= William H. Spinks =

Canadian politician

William Hooey Spinks (July 23, 1873 - May 25, 1949) was a politician in Manitoba, Canada. He served in the Legislative Assembly of Manitoba from 1920 to 1932, as a member of the Conservative Party.

Spinks was born in Blackstock, Ontario, the son of William Spinks and Sussannah Hooey, and was educated at public schools in the Township of Cartwright. His family came west in 1894 and settled near Treherne, Manitoba. He worked as a farmer, and was the reeve of the Rural Municipality of South Norfolk in Manitoba for thirteen years. Spinks was a member of the Grain Growers' Association, was president of the Agricultural Society for eight years, and was a freemason and Orangeman. In 1902, he married Mary Eleanor Jackson.

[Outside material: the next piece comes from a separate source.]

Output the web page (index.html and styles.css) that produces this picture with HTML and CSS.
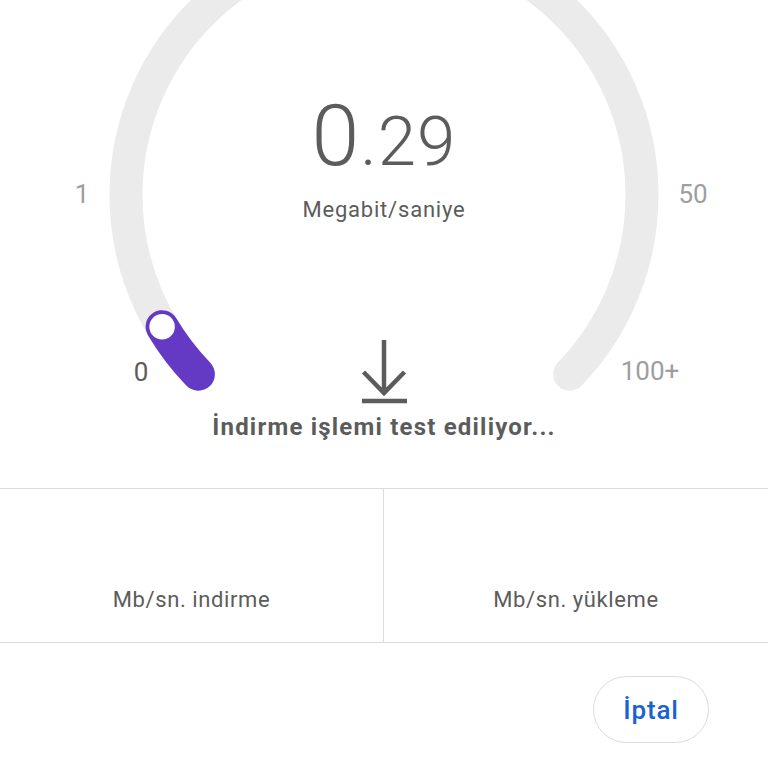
FILE: index.html
```html
<!DOCTYPE html>
<html lang="tr">
<head>
<meta charset="UTF-8">
<meta name="viewport" content="width=device-width, initial-scale=1.0">
<title>Hız testi</title>
<link rel="stylesheet" href="styles.css">
</head>
<body>
<div class="speed-test">
  <div class="gauge">
    <svg class="dial" width="768" height="400" viewBox="0 0 768 400">
      <path class="track" d="M 198.4 374.2 A 258 258 0 1 1 569.6 374.2"/>
      <path class="progress" d="M 198.4 374.2 A 258 258 0 0 1 162.1 326.7"/>
      <circle class="knob" cx="162.1" cy="326.7" r="14"/>
    </svg>
    <span class="tick tick-1">1</span>
    <span class="tick tick-50">50</span>
    <span class="tick tick-0 current">0</span>
    <span class="tick tick-100">100+</span>

    <div class="value">0<span class="decimals">.29</span></div>
    <div class="unit">Megabit/saniye</div>
    <svg class="download-icon" width="50" height="66" viewBox="0 0 50 66">
      <path d="M25 1 V54 M4.5 33 L25 54 L45.5 33 M3 62 H48"/>
    </svg>
  </div>

  <div class="status">İndirme işlemi test ediliyor...</div>

  <div class="results">
    <div class="result-cell">Mb/sn. indirme</div>
    <div class="result-cell">Mb/sn. yükleme</div>
  </div>

  <div class="actions">
    <button class="cancel-btn">İptal</button>
  </div>
</div>
</body>
</html>
```

FILE: styles.css
```css
body {
  margin: 0;
  font-family: Roboto, "Liberation Sans", sans-serif;
  background-color: #fff;
  color: #5c5c5c;
}
.speed-test {
  width: 768px;
  overflow: hidden;
}
.gauge {
  position: relative;
  height: 400px;
  padding-top: 95px;
  box-sizing: border-box;
  text-align: center;
}
.dial {
  position: absolute;
  left: 0;
  top: 0;
  overflow: visible;
}
.track {
  fill: none;
  stroke: #ebebeb;
  stroke-width: 33;
  stroke-linecap: round;
}
.progress {
  fill: none;
  stroke: #6439c4;
  stroke-width: 33;
  stroke-linecap: round;
}
.knob {
  fill: #fff;
  stroke: #6439c4;
  stroke-width: 2.5;
}
.tick {
  position: absolute;
  font-size: 26px;
  line-height: 30px;
  color: #9e9e9e;
  transform: translateX(-50%);
}
.tick.current {
  color: #5c5c5c;
}
.tick-1 { left: 82px; top: 179px; }
.tick-50 { left: 693px; top: 179px; }
.tick-0 { left: 141px; top: 357px; }
.tick-100 { left: 650px; top: 356px; }
.value {
  position: relative;
  font-size: 86px;
  line-height: 82px;
  font-weight: 300;
  letter-spacing: 1px;
}
.decimals {
  font-size: 69px;
}
.unit {
  position: relative;
  margin-top: 15px;
  font-size: 22px;
  line-height: 24px;
  letter-spacing: 0.8px;
}
.download-icon {
  display: block;
  margin: 117px auto 0;
}
.download-icon path {
  fill: none;
  stroke: #5c5c5c;
  stroke-width: 4.5;
}
.status {
  height: 88px;
  padding-top: 14px;
  box-sizing: border-box;
  text-align: center;
  font-size: 24px;
  line-height: 26px;
  font-weight: 700;
  letter-spacing: 1.2px;
}
.results {
  display: grid;
  grid-template-columns: 1fr 1fr;
  border-top: 1px solid #dcdcdc;
  border-bottom: 1px solid #dcdcdc;
}
.result-cell {
  height: 153px;
  padding-bottom: 30px;
  box-sizing: border-box;
  display: flex;
  align-items: flex-end;
  justify-content: center;
  font-size: 22px;
  line-height: 24px;
  letter-spacing: 0.6px;
}
.result-cell:first-child {
  border-right: 1px solid #dcdcdc;
}
.actions {
  display: flex;
  justify-content: flex-end;
  padding: 33px 59px 0 0;
}
.cancel-btn {
  width: 116px;
  height: 67px;
  padding: 0;
  border: 1px solid #dadce0;
  border-radius: 34px;
  background-color: #fff;
  color: #1a62cf;
  font-family: Roboto, "Liberation Sans", sans-serif;
  font-size: 26px;
  font-weight: 500;
  letter-spacing: 0.8px;
  cursor: pointer;
}
```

He was first elected to the Manitoba legislature in the 1920 provincial election, defeating Liberal incumbent Andrew W. Myles by 180 votes in the rural constituency of Cypress. Spinks was one of only eight conservatives elected to the fifty-five member legislature in this cycle. He was again successful in the 1922 election, defeating John Young of the United Farmers of Manitoba by 47 votes as the Conservatives fell to seven seats across the province.

The Conservative Party recovered to fifteen seats in the 1927 election, as Spinks defeated Progressive candidate Andrew Moore by 144 votes. Five years later, in the 1932 election, he lost to Liberal-Progressive James Christie by 256 votes.

He campaigned for the House of Commons of Canada in the 1935 federal election as a candidate of the Conservative Party of Canada, but lost to Liberal-Progressive candidate William Gilbert Weir. Spinks had retired from active farm work by this time.

In 1937, he moved to Hamilton, Ontario. Spinks died in 1949 while visiting Toronto, Ontario.

His daughter Olive married Lloyd Stinson.